After explaining the origins of old Boomtown Rats songs in the ill-deeds of big corporations or individuals, and complaining that he could write those same songs today, Sir Bob, who is nearly 62, asserts: ‘All generations fail, but our generation seems to have failed more spectacularly than most.’ This brings the conversation onto one of Elms’s favourite territories, ie youth culture/subculture. The 53-year-old Elms counters, claiming ‘our’ – that is, Elms’s – generation has helped make race and sex discrimination a thing of the past. Sir Bob admits, oddly, that he’s never really thought of it like that, then launches straight into a colourful sketch of the Irish music scene of the mid-70s, the background of myth, blues and fantasy woven by the likes of Van Morrison, Phil Lynott & Rory Gallagher, against which he wrote his first songs, inspired by Canvey Island rockers Dr Feelgood.

The talk doesn’t always hold together – it’s clear that, however much he might want to, sharp-dressing London soul boy Elms doesn’t really share a generation with raffish Irish bad boy Geldof, and his often-repeated assertion that youth culture ended with acid house largely because there are no youth fashion trends any more is arguable to say the least – but it doesn’t matter.

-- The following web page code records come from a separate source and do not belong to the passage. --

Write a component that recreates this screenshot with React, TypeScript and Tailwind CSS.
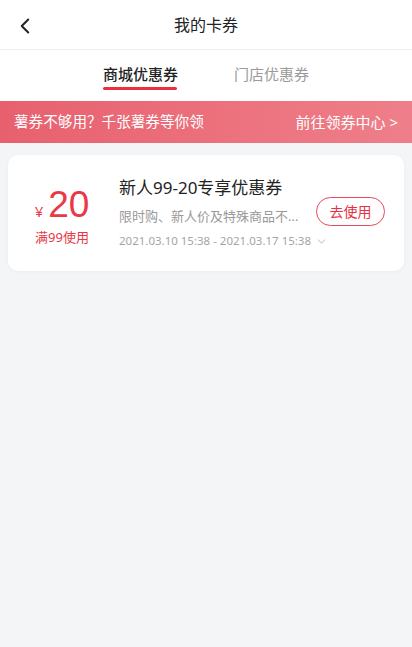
import { ChevronLeft, ChevronDown } from "lucide-react";

const font = { fontFamily: '"Noto Sans", "Noto Sans CJK SC", sans-serif' };

const Header = () => (
  <div className="h-[50px] flex items-center justify-center relative border-b border-[#eeeeee] bg-white">
    <button className="absolute left-[12px] top-[13px] text-[#222]">
      <ChevronLeft size={26} strokeWidth={1.8} />
    </button>
    <p className="text-[16px] text-[#222]">我的卡券</p>
  </div>
);

const Tabs = () => (
  <div className="h-[51px] bg-white flex justify-center gap-[56px] pt-[13px]">
    <div className="flex flex-col items-center">
      <p className="text-[15px] font-medium text-[#222] leading-[22px]">商城优惠券</p>
      <div className="mt-[2px] h-[3px] w-[74px] rounded-full bg-[#e8303f]" />
    </div>
    <div>
      <p className="text-[15px] text-[#9a9a9a] leading-[22px]">门店优惠券</p>
    </div>
  </div>
);

const Banner = () => (
  <div className="h-[42px] flex items-center justify-between px-[14px] bg-gradient-to-r from-[#e8606e] to-[#ee7f8a] text-white">
    <p className="text-[14.6px]">薯券不够用？千张薯券等你领</p>
    <p className="text-[15px]">前往领券中心 &gt;</p>
  </div>
);

const CouponCard = () => (
  <div className="mx-[8px] mt-[12px] h-[116px] bg-white rounded-[10px] shadow-[0_1px_4px_rgba(0,0,0,0.04)] flex items-center">
    <div className="w-[106px] flex flex-col items-center pt-[6px] pl-[2px]">
      <div className="flex items-baseline text-[#e93847]">
        <span className="text-[15px] mr-[5px]">¥</span>
        <span className="text-[37px] leading-[40px]" style={{ fontFamily: '"Liberation Sans", sans-serif' }}>20</span>
      </div>
      <p className="text-[13px] text-[#e93847] mt-[3px]">满99使用</p>
    </div>
    <div className="ml-[5px] flex-1 min-w-0 flex flex-col">
      <p className="text-[17px] text-[#222] leading-[24px]">新人99-20专享优惠券</p>
      <p className="text-[13px] text-[#999] mt-[7px] leading-[18px] whitespace-nowrap">限时购、新人价及特殊商品不...</p>
      <div className="flex items-center mt-[7px] text-[11.5px] text-[#a5a5a5] leading-[18px] whitespace-nowrap">
        <span>2021.03.10 15:38 - 2021.03.17 15:38</span>
        <ChevronDown size={13} strokeWidth={1.5} className="ml-[4px] shrink-0" />
      </div>
    </div>
    <button className="mr-[19px] -mt-[4px] shrink-0 w-[69px] h-[29px] rounded-full border border-[#e8485a] text-[#e8303f] text-[14px] flex items-center justify-center">
      去使用
    </button>
  </div>
);

const App = () => {
  return (
    <div className="w-[412px] h-[647px] bg-[#f4f5f7]" style={font}>
      <Header />
      <Tabs />
      <Banner />
      <CouponCard />
    </div>
  );
};

export default App;
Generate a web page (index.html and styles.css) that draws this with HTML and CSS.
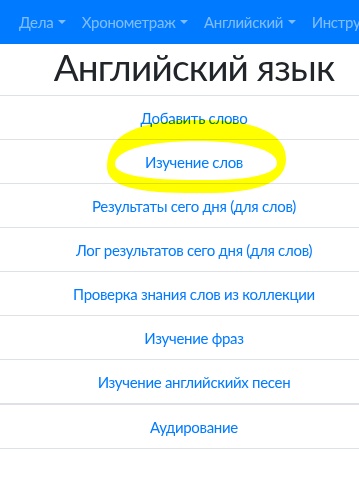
FILE: index.html
```html
<!DOCTYPE html>
<html lang="ru">
<head>
    <meta charset="UTF-8">
    <meta name="viewport" content="width=device-width, initial-scale=1.0">
    <title>Английский язык</title>
    <link rel="stylesheet" href="styles.css">
</head>
<body>
    <div class="page">
        <nav class="navbar">
            <a class="nav-link dropdown-toggle" href="#">Дела</a>
            <a class="nav-link dropdown-toggle" href="#">Хронометраж</a>
            <a class="nav-link dropdown-toggle" href="#">Английский</a>
            <a class="nav-link dropdown-toggle" href="#">Инструменты</a>
        </nav>

        <h1 class="page-title">Английский язык</h1>

        <table class="menu-table">
            <tbody>
                <tr><td><a href="#">Добавить слово</a></td></tr>
                <tr><td><a href="#">Изучение слов</a></td></tr>
                <tr><td><a href="#">Результаты сего дня (для слов)</a></td></tr>
                <tr><td><a href="#">Лог результатов сего дня (для слов)</a></td></tr>
                <tr><td><a href="#">Проверка знания слов из коллекции</a></td></tr>
                <tr><td><a href="#">Изучение фраз</a></td></tr>
                <tr><td><a href="#">Изучение английскийх песен</a></td></tr>
            </tbody>
            <tbody class="second-group">
                <tr><td><a href="#">Аудирование</a></td></tr>
            </tbody>
        </table>

        <!-- yellow marker circle drawn over the page -->
        <svg class="marker" width="388" height="481" viewBox="0 0 388 481">
            <path fill-rule="evenodd" fill="#ffff00"
                d="M196 120 C252 119 287 132 286 160 C285 186 250 194 196 193 C140 193 106 188 107 166 C108 132 140 121 196 120 Z
                   M196 141 C246 141 277 150 277 163 C277 175 245 181 196 180 C150 180 115 176 115 164 C115 150 150 141 196 141 Z"/>
        </svg>
    </div>
</body>
</html>
```

FILE: styles.css
```css
html {
    overflow: hidden;
}

body {
    margin: 0;
    font-family: Lato, Roboto, Arial, sans-serif;
    font-size: 15px;
    letter-spacing: -0.3px;
    color: #212529;
    background: #fff;
}

.page {
    position: relative;
    width: 388px;
}

.navbar {
    display: flex;
    height: 44px;
    padding-left: 11px;
    background-color: #007bff;
    white-space: nowrap;
}

.nav-link {
    flex-shrink: 0;
    padding: 0 8px;
    line-height: 44px;
    color: rgba(255, 255, 255, 0.5);
    text-decoration: none;
}

.dropdown-toggle::after {
    content: "";
    display: inline-block;
    margin-left: 0.3em;
    vertical-align: 0.255em;
    border-top: 0.3em solid;
    border-right: 0.3em solid transparent;
    border-left: 0.3em solid transparent;
}

.page-title {
    margin: 0;
    height: 51px;
    font-size: 37px;
    font-weight: 400;
    letter-spacing: -0.8px;
    line-height: 46px;
    text-align: center;
}

.menu-table {
    width: 100%;
    border-collapse: collapse;
}

.menu-table td {
    height: 43px;
    padding: 0;
    border-top: 1px solid #dee2e6;
    text-align: center;
    vertical-align: middle;
}

.menu-table tr:last-child td {
    border-bottom: 1px solid #dee2e6;
}

.second-group td {
    border-top: 2px solid #dee2e6;
}

.menu-table a {
    color: #007bff;
    text-decoration: none;
}

.marker {
    position: absolute;
    left: 0;
    top: 0;
    pointer-events: none;
    mix-blend-mode: multiply;
}
```
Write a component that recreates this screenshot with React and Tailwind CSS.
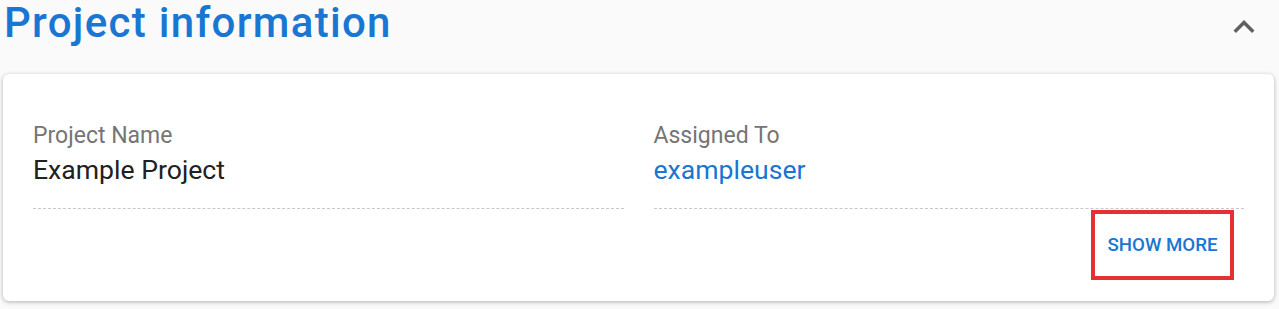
export default function App() {
  return (
    <div className="w-[1279px] h-[309px] bg-[#fafafa] overflow-hidden" style={{ fontFamily: "Roboto, 'Noto Sans', sans-serif" }}>
      <div className="flex items-start justify-between h-[74px] pl-[4px] pr-[14px]">
        <h1 className="text-[42px] leading-[46px] tracking-[1.3px] text-[#1976d2] font-medium whitespace-nowrap">Project information</h1>
        <svg width="42" height="42" viewBox="0 0 24 24" className="mt-[6px]">
          <path d="M7.41 15.41L12 10.83l4.59 4.58L18 14l-6-6-6 6z" fill="#5f5f5f" />
        </svg>
      </div>
      <div className="mx-[3px] w-[1271px] h-[227px] bg-white rounded-[6px] shadow-[0_1px_4px_rgba(0,0,0,0.3)] px-[30px] pt-[48px]">
        <div className="grid grid-cols-2 gap-[30px]">
          <div className="border-b border-dashed border-[#c8c8c8] pb-[22px]">
            <div className="text-[23px] leading-[28px] text-[#757575]">Project Name</div>
            <div className="text-[26.6px] leading-[32px] mt-[4px] text-[#212121]">Example Project</div>
          </div>
          <div className="border-b border-dashed border-[#c8c8c8] pb-[22px]">
            <div className="text-[23px] leading-[28px] text-[#757575]">Assigned To</div>
            <div className="text-[26.6px] leading-[32px] mt-[4px] text-[#1976d2]">exampleuser</div>
          </div>
        </div>
        <div className="flex justify-end pr-[10px] pt-[1px]">
          <button className="w-[143px] h-[70px] border-[4px] border-[#e53131] text-[#1976d2] text-[18.7px] font-medium uppercase">Show more</button>
        </div>
      </div>
    </div>
  );
}
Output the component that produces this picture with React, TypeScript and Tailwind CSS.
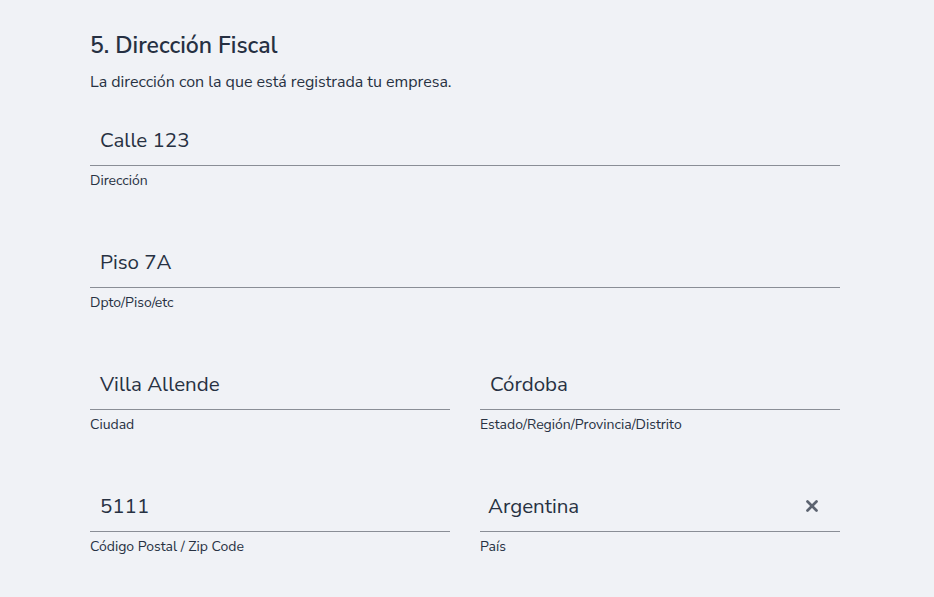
import { X } from 'lucide-react';

interface FieldProps {
  value: string;
  label: string;
  clearable?: boolean;
  indent?: string;
}

function Field({ value, label, clearable = false, indent = 'pl-[10px]' }: FieldProps) {
  return (
    <div className="mb-[52px] min-w-0">
      <div className={`h-[46px] flex items-center justify-between border-b border-[#8a8e96] ${indent} pr-[19px] pb-[5px]`}>
        <span className="text-[20.5px] text-[#273142] leading-none">{value}</span>
        {clearable && <X className="w-[18px] h-[18px] text-[#5c6370]" strokeWidth={3.6} />}
      </div>
      <div className="mt-[6px] text-[14px] leading-[18px] text-[#273142]">{label}</div>
    </div>
  );
}

export default function App() {
  return (
    <div
      className="w-[934px] h-[597px] overflow-hidden bg-[#f0f2f6] pl-[90px] pt-[32px]"
      style={{ fontFamily: '"Nunito Sans", Lato, "Noto Sans", sans-serif' }}
    >
      <div className="w-[750px]">
        <h2 className="text-[23px] leading-[28px] font-semibold text-[#263042]">5. Dirección Fiscal</h2>
        <p className="mt-[11px] text-[16px] leading-[22px] text-[#273142]">
          La dirección con la que está registrada tu empresa.
        </p>

        <div className="mt-[27px]">
          <Field value="Calle 123" label="Dirección" />
          <Field value="Piso 7A" label="Dpto/Piso/etc" />
          <div className="grid grid-cols-2 gap-x-[30px]">
            <Field value="Villa Allende" label="Ciudad" />
            <Field value="Córdoba" label="Estado/Región/Provincia/Distrito" />
            <Field value="5111" label="Código Postal / Zip Code" />
            <Field value="Argentina" label="País" clearable indent="pl-[8px]" />
          </div>
        </div>
      </div>
    </div>
  );
}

This is not what the radio industry appallingly calls ‘chat’, this is conversation.

Apart from Monday’s Listed Londoner, among the show’s other regular features are:

  • Whose London? on Tuesdays, basically an excuse to isolate and delve into an aspect of London life or history.
  • Notes & Queries on Wednesdays, where listeners phone in with odd questions about idiosyncratic aspects of London life
  • Cover to Cover on Thursdays compares original tracks with a cover version. Elms plays judge to the listeners’ jury; it’s always good to hear real people say exactly what they like about music.
  • The Fourfer on Fridays, where listeners vote on their favourite song from a particular singer or group and Elms then plays the four most popular, followed by Funky Friday, which needs no explanation whatsoever.

There are regular spots on food, architecture, film, gardening and linguistics. Callers play a big part in the show, and Elms attracts the best. If you listen to talk radio at all, you’ll know that really matters: so often it’s a dull, predictable caller who triggers the tune-out impulse.

The music that spaces out the talk is, to my 50-year-old ear, satisfyingly adult; Elms is in a very small club of presenters who are unashamed fans of jazz and jazz-influenced music: in the last week or so, he’s given us vibes man Milt Jackson, French-American jazz chanteuse Cécile McLorin Salvant, José Feliciano, Nat King Cole, Jamie Cullum and the amazing Gregory Porter, who I’d never heard of. The jazz ices the more solid cake of soul, reggae, funk and rock, mixing oldies with newer talent; in the last week or so: The Stylistics; Al Green; Sly & The Family Stone; Tyrone Davis; Morcheeba; Jimmy Cliff; Dawn Penn; Alice Russell; Bowie; Dylan; Elton John, Mick Flannery; Leslie Mendelson. I’ve read that Robert Elms never plays the Beatles. I don’t know if that’s literally true, but a 2009 BBC News story quotes him thus: ‘I just think they are either childlike and simple or rather leaden and pompous – one or the other all the time. For me they turned something that was once sexy and raw and had roots, into something that was totally soulless, playground sing-along music.’ Well, it’s a free country, Robert. But that cap, if it fits, doesn’t just fit the Beatles.

The show has regular live music, often from relative newcomers, and this is a big part of its attraction. The artists don’t always take over the show – “OK, it’s time we heard (yet) another track from our guest band” – sometimes getting just one live song and a four or five-minute chat – so if you don’t take to them you don’t have to tune out. Last Friday saw Ciyo Brown in the Elms studio – which I’m betting is not huge – playing a sort of jazz-reggae fusion that sounded a whole lot better than that phrase.

Robert Elms is a survivor from BBC London 94.9’s previous incarnation as GLR (Greater London Radio), a station whose listeners’ love of its non-commercial, no-playlist music policy was, in the end, not matched by their numbers: GLR was forcibly – and, initially, unsuccessfully – remodelled as a much more speech-led station. The BBC’s then Director of National and Regional Broadcasting, one Mark Thompson, said ‘We want to evolve GLR, so that it really becomes the place where people go for quality speech radio.’ (Really, Mark? Not Radio 4?) Somehow the Robert Elms show has managed to do just that, while retaining, in its broad and intelligent music offering, more than a dash of the old GLR.

The programme exists, essentially, in the intersection of working-class life and the national culture, whatever that is, exactly. You might find that hard to accept when listening to Elms swapping restaurant tips with some overpaid glitteratus, but I’m willing to bet Elms would argue that spending your hard-earned on good food and wine is no more ‘selling out’ than spending it on good music.